O que estamos vendo como consequências das intenções golpistas que passaram de meras intenções ou de atos preparatórios, e se configuraram tentativas de Golpe para configuração dos meios para execução, e que não chegaram à conclusão por falta de apoio dos Estados Unidos, governado pelo Partido Democrata naquele momento, falta de apoio do exército e da aeronáutica, impossibilidade de execução do plano de envenenamento do presidente eleito e do vice pela segurança em volta deles, e porque, apesar de todos os esforços, o caos não se estabeleceu.
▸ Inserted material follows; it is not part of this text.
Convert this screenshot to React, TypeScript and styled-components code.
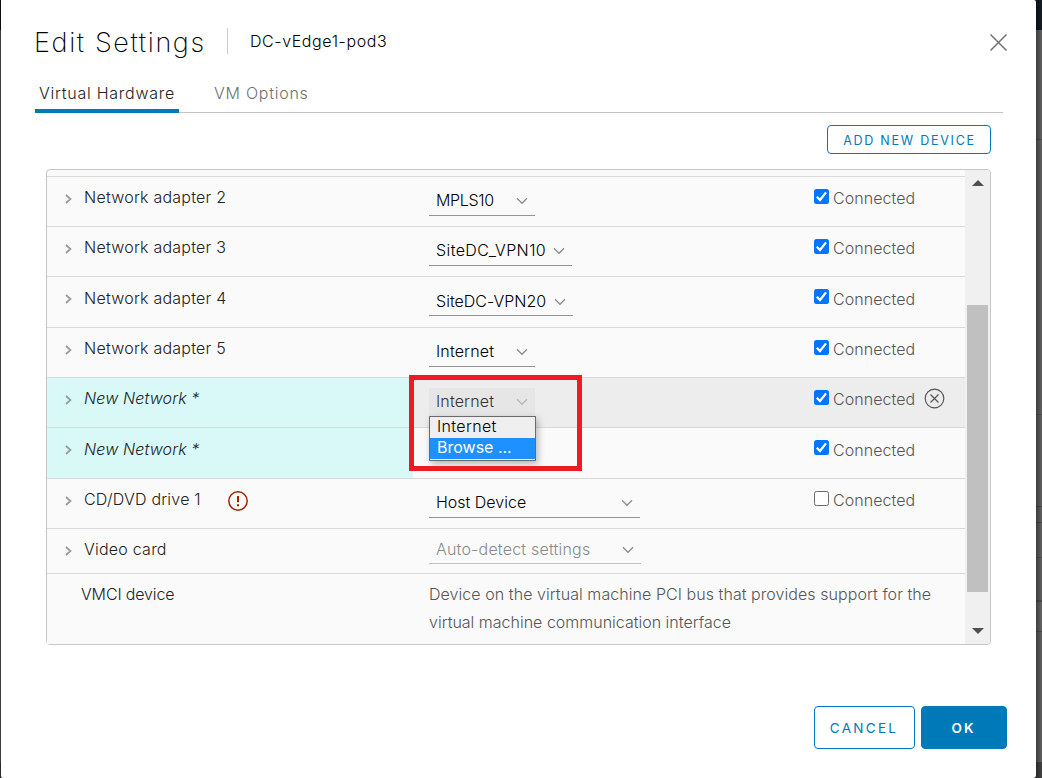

Mas, como se disse, os crimes de tentativa de Golpe são tentados.
É preciso evitar mais um Golpe, criado por notícias falsas, que, assim como as eleições visa, pelo desconhecimento, atacar a credibilidade do Poder Judiciário, fazer compreender o direito penal é fundamental para evitar discursos extremistas contra o Poder Democrático.
[1] Descriminantes putativas (Incluído pela Lei nº 7.209, de 11.7.1984 - § 1º É isento de pena quem, por erro plenamente justificado pelas circunstâncias, supõe situação de fato que, se existisse, tornaria a ação legítima. Não há isenção de pena quando o erro deriva de culpa e o fato é punível como crime culposo (Redação dada pela Lei nº 7.209, de 11.7.1984)).
* Este é um artigo de opinião, de responsabilidade do autor, e não reflete a opinião do Brasil 247.